__Task details__. Search the listing below for the string "React" and show each line that contains it.
⁂
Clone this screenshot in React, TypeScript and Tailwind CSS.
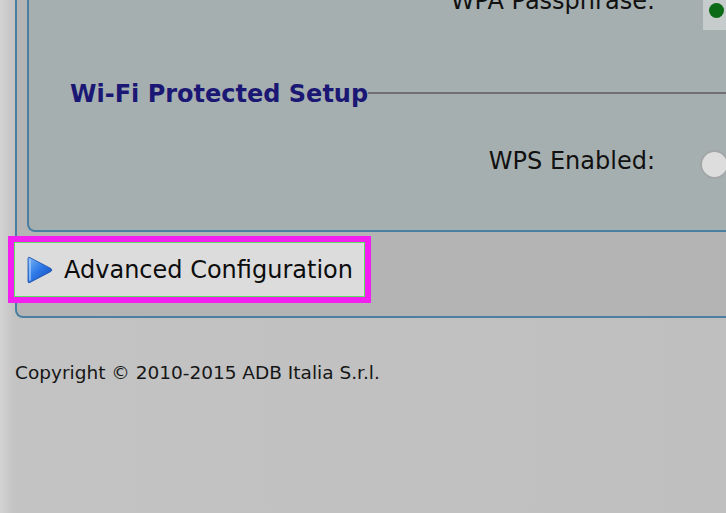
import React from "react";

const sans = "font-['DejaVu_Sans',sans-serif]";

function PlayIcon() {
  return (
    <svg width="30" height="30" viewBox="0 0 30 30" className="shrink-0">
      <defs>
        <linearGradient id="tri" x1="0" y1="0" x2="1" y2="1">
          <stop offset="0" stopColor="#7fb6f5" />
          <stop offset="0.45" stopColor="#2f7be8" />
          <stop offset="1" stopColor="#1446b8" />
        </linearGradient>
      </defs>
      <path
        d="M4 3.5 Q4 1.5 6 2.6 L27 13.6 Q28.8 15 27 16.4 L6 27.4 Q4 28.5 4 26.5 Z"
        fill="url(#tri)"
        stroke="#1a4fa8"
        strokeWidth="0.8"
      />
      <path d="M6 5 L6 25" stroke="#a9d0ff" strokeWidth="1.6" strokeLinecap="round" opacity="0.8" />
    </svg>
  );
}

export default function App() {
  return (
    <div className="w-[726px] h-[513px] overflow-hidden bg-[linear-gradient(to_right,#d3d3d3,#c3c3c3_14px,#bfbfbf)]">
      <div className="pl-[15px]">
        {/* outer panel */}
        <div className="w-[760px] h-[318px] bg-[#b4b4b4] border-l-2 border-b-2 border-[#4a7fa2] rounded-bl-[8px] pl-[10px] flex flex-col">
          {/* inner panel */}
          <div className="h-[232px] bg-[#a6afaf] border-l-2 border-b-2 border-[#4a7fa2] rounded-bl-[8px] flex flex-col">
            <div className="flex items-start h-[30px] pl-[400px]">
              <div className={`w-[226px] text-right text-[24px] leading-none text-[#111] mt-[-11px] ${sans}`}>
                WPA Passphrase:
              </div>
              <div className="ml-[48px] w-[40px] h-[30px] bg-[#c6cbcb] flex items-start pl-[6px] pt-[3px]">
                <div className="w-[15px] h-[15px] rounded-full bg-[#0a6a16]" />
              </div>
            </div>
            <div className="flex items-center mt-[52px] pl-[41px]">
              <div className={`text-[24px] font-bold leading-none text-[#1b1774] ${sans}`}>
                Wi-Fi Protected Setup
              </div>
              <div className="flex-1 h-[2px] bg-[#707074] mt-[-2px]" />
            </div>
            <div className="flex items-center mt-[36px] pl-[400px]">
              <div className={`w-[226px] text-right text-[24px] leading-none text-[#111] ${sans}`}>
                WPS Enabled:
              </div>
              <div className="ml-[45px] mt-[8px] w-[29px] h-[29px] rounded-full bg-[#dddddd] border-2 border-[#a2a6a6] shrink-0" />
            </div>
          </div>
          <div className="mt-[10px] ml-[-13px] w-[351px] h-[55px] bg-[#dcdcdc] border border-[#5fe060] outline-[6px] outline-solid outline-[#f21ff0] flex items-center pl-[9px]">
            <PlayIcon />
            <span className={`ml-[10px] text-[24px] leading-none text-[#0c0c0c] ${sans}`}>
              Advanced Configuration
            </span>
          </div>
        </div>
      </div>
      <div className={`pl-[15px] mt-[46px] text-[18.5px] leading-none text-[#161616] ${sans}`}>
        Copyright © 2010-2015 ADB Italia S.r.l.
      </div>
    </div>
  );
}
⁂
__Task response__.
Clone this screenshot in React, TypeScript and Tailwind CSS.
import React from "react";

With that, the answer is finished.